El pasado 15 de febrero, la Parroquia San Carlos Borromeo, en el barrio madrileño de Vallecas, informaba del fallecimiento, a los 80 años, del que fuera su legendario párroco, Enrique de Castro. Representante de la Iglesia de base y apoyado siempre en los movimientos populares, en los 70 fue hostigado por el franquismo y, en los 80, pese a volcarse con las víctimas de la droga y ofrecer un encuentro con el Evangelio desde un testimonio personal generoso, las mayores críticas le llegaron desde diversos ámbitos eclesiales.
Un día después de su entierro, Jorge de Dompablo, sacerdote de la Archidiócesis de Madrid que bebe del mismo espíritu evangélico y que lo testimonia viviendo en casa con decenas de migrantes (como en los 80 se entregó con la misma pasión a las víctimas de la droga), destaca a Vida Nueva que “Enrique de Castro ha sido siempre un referente para un grupo de curas que transitamos por caminos nuevos que marcó hace 35 años y que hoy siguen siendo nuevos”.
Aunque tuvo sus “detractores” en ciertos sectores eclesiales, “a algunos nos abrió los ojos su espíritu de preocupación por el que sufre y de ocupación en un Evangelio vivencial y profundo”. Una entrega que se manifestó “en las víctimas de la droga y en sus familias”, interpelados por “unas madres que sufrían por sus hijos”, tratando a todos ellos con “respeto” a su esencial dignidad humana.

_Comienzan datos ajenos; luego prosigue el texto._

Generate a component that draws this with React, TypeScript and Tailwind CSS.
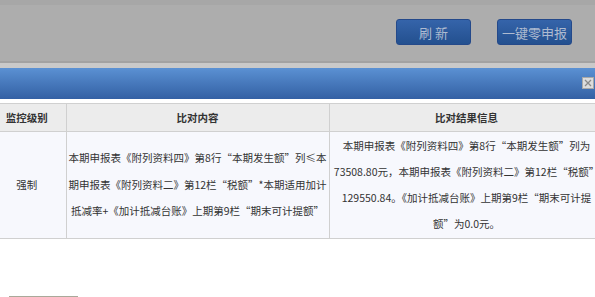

En definitiva, “supo estar ahí, en los ámbitos de dolor. Y es que, como cura, no se me ocurre otra forma de vivir nuestra vocación… Con los errores que podamos cometer, pero hay que acompañar al que sufre. Enrique encarnó un estilo de cura que empezó y que terminó muy rápido, pues ciertas fuerzas lo frenaron”.
Para Dompablo, su compañero “fue más allá del acompañamiento y también nos mostró quiénes son los que provocan ese sufrimientos en las personas. Su propia presencia era denuncia. No era caridad, sino tratar de reparar el tejido social roto y denunciar qué o quiénes lo han roto”. Una labor en la que no estaba ni mucho menos solo: “Se abría a todos: vecinos, asociaciones, comunidades… Para encontrar soluciones reales, sabía que había que implicar a todos”.
Con cierta nostalgia, el sacerdote madrileño recuerda que, “ya en los 80, un grupo de curas buscamos que la Iglesia saliera a la calle, como nos pide hoy el papa Francisco. Sabíamos que la clave está, no en imponernos, sino en ofrecer nuestro testimonio. Eso consiste en tratar de mejorar la vida de las personas, con ellas; sin temor a la sociedad civil, sino encarnando en ella la Iglesia”.
Eso, que lo vio tan claro De Castro, “se comprobó cuando les cerraron la parroquia y fue la sociedad civil la que se volcó con ellos, y no solo creyentes. La gente quiere que estemos a una con ellos, compartiendo su camino, en las penas y en las alegrías. Tenemos que estar atentos a lo que la sociedad nos pide. Para ello hemos de estar en medio, no encerrados en nosotros mismos o papapetados en las sacristías, la liturgia o los dogmas. Hemos de estar en la calle, con la gente. Si la Iglesia no camina con las personas, el Evangelio no puede llegarles”.